A recent article by Girouard and Zagury (doi:10.1016/j.scitotenv.2008.12.019) on the available of arsenic bound in soil highlights a recurring theme in soil environmental toxicology. Our current measurement techniques for contaminants in soil may be significantly underestimating the risk associated with a polluted soil to small children. Typically, we recommend that soils be sieved to pass a 2 mm sieve, or in other words, only particles less than 2 mm are analyzed. Sometimes we suggest that soils should be sieved to pass a 0.25 mm sieve. The reason we do this is that we know that concentrations of pollutants increase as we sieve to smaller and smaller sizes. However, what we don’t know is how ‘available’ pollutants in these smaller size classes would be to small children, or in other words, how easily can pollutants in small sized particles enter our bloodstream. The work by Girouard and Zagury indicates that the answer to this question is: more easily. Thus, the smaller the particles the more risk is posed to small children who might accidentally eat these soils. (as an aside, I’m sure you are wondering how much soil a children will eat. We estimate around 100 mg per day but in some cases, children can eat up to 13 g). As a society we need to revist how we assess risk from contaminated soils and ask the question: are we being protective enough?

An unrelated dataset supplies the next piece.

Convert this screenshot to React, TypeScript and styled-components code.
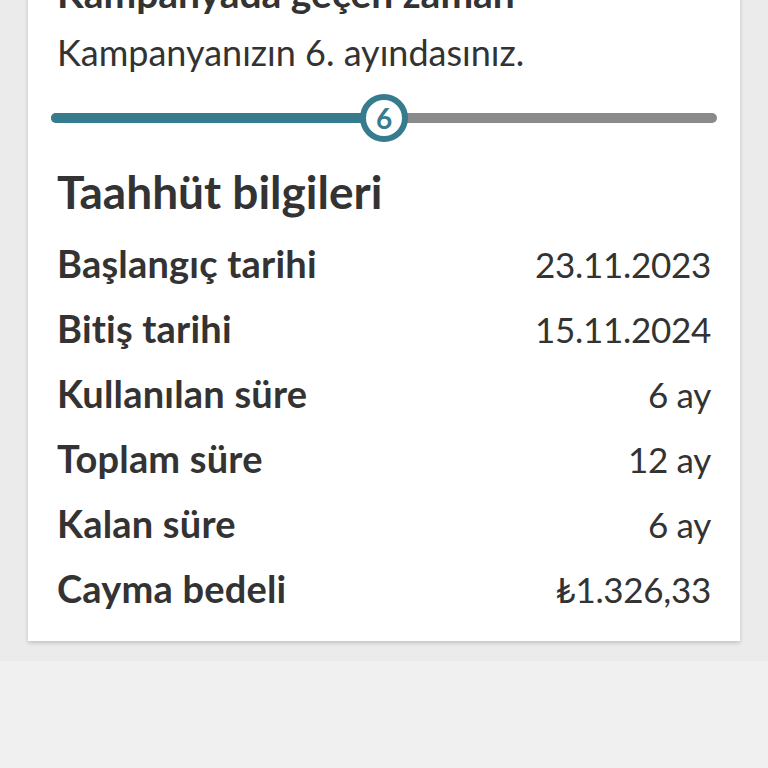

A recent article by Dr. Gan’s group in Environmental Science and Technology (DOI: 10.1021/es802966z) investigates how available phenanthreneis to bacteria.  What the group did was measure phenanthrene degradation and also calculate the amount of phenanthrene freely dissolved in soil pore water.  To measure the amount of phenanthrene in pore water, they used solid phase microextraction fibers.  Importantly they checked many of the assumptions about SPMEs and their ability to measure freely dissolved phenanthrene.  Once they did this, they found that the freely dissolved concentration of phenanthrene could only predict the initialy 144 h of degradation but after that was not predictive at all.  This suggests that microorganisms can access phenanthrene directly from soil without the phenanthrene dissolving into pore water.  This is not a brand new observation by Dr. Gan’s group has been able nicely pin it down and also investigate the influence of other soil factors like organic carbon and surface area on bacterial use of phenanthrene.

Why do we care about this?  The concept of chemical activity versus bioaccessibility hinges on this very same issue.  Chemical activity can be linked to the freely dissolved chemical concentration in pore water.  In contrast, bioaccessibility is an estimate of how much of a contaminant an organism can access. One good rule of thumb put forward by Reichenberg and Mayer (2006) is that bioaccessibility is required  when organisms can specifically access a chemical whereas chemical activity is more important for passive uptake systems.  Typically for bacteria we think of them as passive systems for polyaromatic hydrocarbons.  The toxicity of PAHs to organisms is often thought to be due to non-polar narcosis in which the PAHs disrupt the lipid membrane (nitrifiers are an important exception to this).   Based on this recent publication by Dr. Gan, we are going to need to rethink this idea. If microorganisms can specifically uptake the toxicants, then we need some sort of estimate of bioaccessibilty for microorganisms.  This will allow us to modify site specific clean up scenarios to protect biogeochemical cycling at impacted sites.

Well it has been a frustrating week.  Methanol can be substituted but peaks broaden and more non-polar substances co-elute.  The Thermo guideline is a good first step but I think that the method development is going to take longer than I had initially hoped.   Hopefully the acetonitrile shortage will alleviate soon and we can go back to the original solvents.

So, if you are like our lab and use HPLC technology, then you know there is an acetonitrile shortage.  Acetonitrile is a by produce of the automative industry.  As you may have heard, this industry is in free fall and as a result acetonitrile has increased in price 6 to 8 fold and normally can’t be bought.  This is a problem becuase acetonitrile is the solvent of choice for most HPLC applications.  Thus, one can think of HPLC’s as running on acetonitrile.

Luckily, I work in an academic environment so I can change solvents.  Others who need to work with certified methods are stuck and can try to save acetonitrile usage by switching to smaller columns.  If you are going to change solvents, there are two major things to consider.  The first is that other solvents like methanol absorve in the UV spectrum which can pose a problem for UV/VIS detectors.  The second is that methanol has a slightly different polarity than acetonitrile and also results in higher backpressure.  Luckily, Thermo has posted an excellent user guide for replacing acetonitrile with other solvents. Today we are going to try to replace our PAH HPLC method that is acetonitrile based with a methanol based method. PAHs are detected using a fluorescence detector so the UV absorbance of methanol is not a big concern.  Hopefully it will go well and tommorrow I can post the results in case others need to change their PAH methods over.

It is funny that as scientists we normally don’t primarily think of ourselves as consumers and thus are somewhat disconnected from the overall economy.  The acetonitrile shortage is a good example of how interconnected our economy actually is.